# [Given material]
** begin **

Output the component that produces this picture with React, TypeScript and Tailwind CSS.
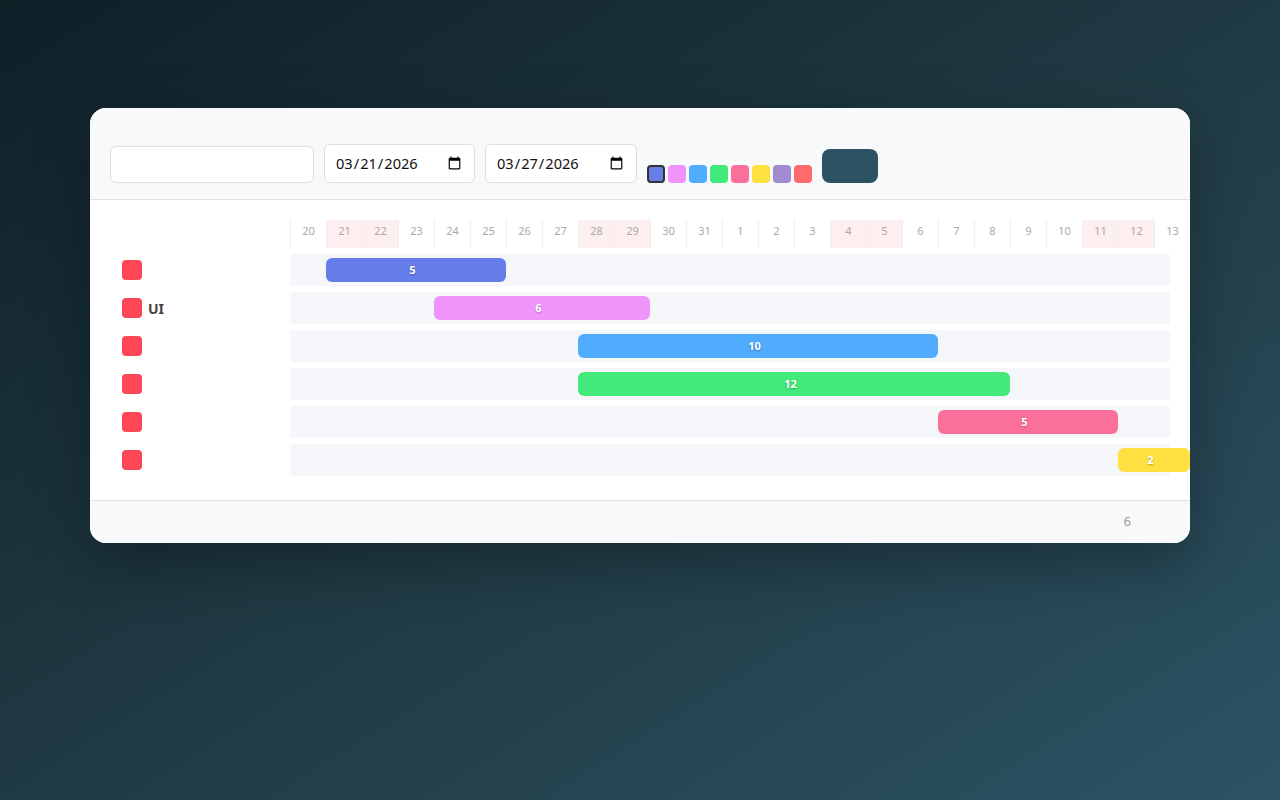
import React from "react";

const days = [20, 21, 22, 23, 24, 25, 26, 27, 28, 29, 30, 31, 1, 2, 3, 4, 5, 6, 7, 8, 9, 10, 11, 12, 13];
const weekend = new Set([1, 2, 8, 9, 15, 16, 22, 23]);
const swatches = ["#667eea", "#f093fb", "#4facfe", "#43e97b", "#fa709a", "#fee140", "#a18cd1", "#ff6b6b"];

const tasks = [
  { label: "", start: 1, len: 5, color: "#667eea" },
  { label: "UI", start: 4, len: 6, color: "#f093fb" },
  { label: "", start: 8, len: 10, color: "#4facfe" },
  { label: "", start: 8, len: 12, color: "#43e97b" },
  { label: "", start: 18, len: 5, color: "#fa709a" },
  { label: "", start: 23, len: 2, color: "#fee140" },
];

const font = { fontFamily: '"Noto Sans", "Open Sans", sans-serif' };

export default function App() {
  return (
    <div
      className="min-h-screen bg-linear-to-br from-[#0f2027] via-[#203a43] to-[#2c5364] pt-[108px]"
      style={font}
    >
      <div className="mx-auto w-[1100px] overflow-hidden rounded-2xl bg-white shadow-[0_20px_60px_rgba(0,0,0,0.3)]">
        <div className="flex items-end gap-[10px] border-b border-[#e0e0e0] bg-[#f8f9fa] px-5 pt-9 pb-4">
          <input
            type="text"
            className="h-[37px] w-[204px] rounded-md border border-[#dddddd] bg-white px-3 text-[14px] outline-none"
            style={font}
          />
          <input
            type="date"
            defaultValue="2026-03-21"
            className="h-[39px] w-[151px] rounded-md border border-[#dddddd] bg-white px-[10px] text-[14.6px] text-[#111] outline-none"
            style={font}
          />
          <input
            type="date"
            defaultValue="2026-03-27"
            className="h-[39px] w-[152px] rounded-md border border-[#dddddd] bg-white px-[10px] text-[14.6px] text-[#111] outline-none"
            style={font}
          />
          <div className="flex gap-[3px]">
            {swatches.map((c, i) => (
              <div
                key={c}
                className={
                  "h-[18px] w-[18px] rounded-[4px] " +
                  (i === 0 ? "border-2 border-[#333333]" : "")
                }
                style={{ backgroundColor: c }}
              />
            ))}
          </div>
          <button className="h-[34px] w-[56px] rounded-lg bg-[#2c5364]" />
        </div>

        <div className="px-5 pt-5 pb-6">
          <div className="flex">
            <div className="w-[180px] shrink-0" />
            <div className="flex">
              {days.map((d, i) => (
                <div
                  key={i}
                  className={
                    "h-[28px] w-[36px] shrink-0 border-l border-[#eeeeee] pt-[3px] text-center text-[11px] leading-[16px] text-[#aaaaaa] " +
                    (weekend.has(i) ? "bg-[#fdeef0]" : "")
                  }
                >
                  {d}
                </div>
              ))}
            </div>
          </div>
          {tasks.map((t, i) => (
            <div key={i} className="mt-[6px] flex h-[32px] items-center">
              <div className="flex w-[180px] shrink-0 items-center gap-[6px] pl-3">
                <div className="h-5 w-5 rounded-[4px] bg-[#ff4757]" />
                <span className="text-[14px] font-bold text-[#444444]">{t.label}</span>
              </div>
              <div className="relative h-[32px] flex-1 rounded-[4px] bg-[#f5f6fa]">
                <div
                  className="absolute top-1 flex h-6 items-center justify-center rounded-md pr-[7px] pt-px text-[11px] font-bold text-white [text-shadow:0_1px_2px_rgba(0,0,0,0.3)]"
                  style={{ left: t.start * 36, width: t.len * 36, backgroundColor: t.color }}
                >
                  {t.len}
                </div>
              </div>
            </div>
          ))}
        </div>

        <div className="flex h-[43px] items-center justify-end border-t border-[#e0e0e0] bg-[#f8f9fa] pr-[59px] text-[13px] text-[#999999]">
          6
        </div>
      </div>
    </div>
  );
}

** end **

# [Given problem]
Copy each line exactly, and leave the pictures out of your copy.

# [Exercise response]
Output the component that produces this picture with React, TypeScript and Tailwind CSS.
import React from "react";

const days = [20, 21, 22, 23, 24, 25, 26, 27, 28, 29, 30, 31, 1, 2, 3, 4, 5, 6, 7, 8, 9, 10, 11, 12, 13];
const weekend = new Set([1, 2, 8, 9, 15, 16, 22, 23]);
const swatches = ["#667eea", "#f093fb", "#4facfe", "#43e97b", "#fa709a", "#fee140", "#a18cd1", "#ff6b6b"];

const tasks = [
  { label: "", start: 1, len: 5, color: "#667eea" },
  { label: "UI", start: 4, len: 6, color: "#f093fb" },
  { label: "", start: 8, len: 10, color: "#4facfe" },
  { label: "", start: 8, len: 12, color: "#43e97b" },
  { label: "", start: 18, len: 5, color: "#fa709a" },
  { label: "", start: 23, len: 2, color: "#fee140" },
];

const font = { fontFamily: '"Noto Sans", "Open Sans", sans-serif' };

export default function App() {
  return (
    <div
      className="min-h-screen bg-linear-to-br from-[#0f2027] via-[#203a43] to-[#2c5364] pt-[108px]"
      style={font}
    >
      <div className="mx-auto w-[1100px] overflow-hidden rounded-2xl bg-white shadow-[0_20px_60px_rgba(0,0,0,0.3)]">
        <div className="flex items-end gap-[10px] border-b border-[#e0e0e0] bg-[#f8f9fa] px-5 pt-9 pb-4">
          <input
            type="text"
            className="h-[37px] w-[204px] rounded-md border border-[#dddddd] bg-white px-3 text-[14px] outline-none"
            style={font}
          />
          <input
            type="date"
            defaultValue="2026-03-21"
            className="h-[39px] w-[151px] rounded-md border border-[#dddddd] bg-white px-[10px] text-[14.6px] text-[#111] outline-none"
            style={font}
          />
          <input
            type="date"
            defaultValue="2026-03-27"
            className="h-[39px] w-[152px] rounded-md border border-[#dddddd] bg-white px-[10px] text-[14.6px] text-[#111] outline-none"
            style={font}
          />
          <div className="flex gap-[3px]">
            {swatches.map((c, i) => (
              <div
                key={c}
                className={
                  "h-[18px] w-[18px] rounded-[4px] " +
                  (i === 0 ? "border-2 border-[#333333]" : "")
                }
                style={{ backgroundColor: c }}
              />
            ))}
          </div>
          <button className="h-[34px] w-[56px] rounded-lg bg-[#2c5364]" />
        </div>

        <div className="px-5 pt-5 pb-6">
          <div className="flex">
            <div className="w-[180px] shrink-0" />
            <div className="flex">
              {days.map((d, i) => (
                <div
                  key={i}
                  className={
                    "h-[28px] w-[36px] shrink-0 border-l border-[#eeeeee] pt-[3px] text-center text-[11px] leading-[16px] text-[#aaaaaa] " +
                    (weekend.has(i) ? "bg-[#fdeef0]" : "")
                  }
                >
                  {d}
                </div>
              ))}
            </div>
          </div>
          {tasks.map((t, i) => (
            <div key={i} className="mt-[6px] flex h-[32px] items-center">
              <div className="flex w-[180px] shrink-0 items-center gap-[6px] pl-3">
                <div className="h-5 w-5 rounded-[4px] bg-[#ff4757]" />
                <span className="text-[14px] font-bold text-[#444444]">{t.label}</span>
              </div>
              <div className="relative h-[32px] flex-1 rounded-[4px] bg-[#f5f6fa]">
                <div
                  className="absolute top-1 flex h-6 items-center justify-center rounded-md pr-[7px] pt-px text-[11px] font-bold text-white [text-shadow:0_1px_2px_rgba(0,0,0,0.3)]"
                  style={{ left: t.start * 36, width: t.len * 36, backgroundColor: t.color }}
                >
                  {t.len}
                </div>
              </div>
            </div>
          ))}
        </div>

        <div className="flex h-[43px] items-center justify-end border-t border-[#e0e0e0] bg-[#f8f9fa] pr-[59px] text-[13px] text-[#999999]">
          6
        </div>
      </div>
    </div>
  );
}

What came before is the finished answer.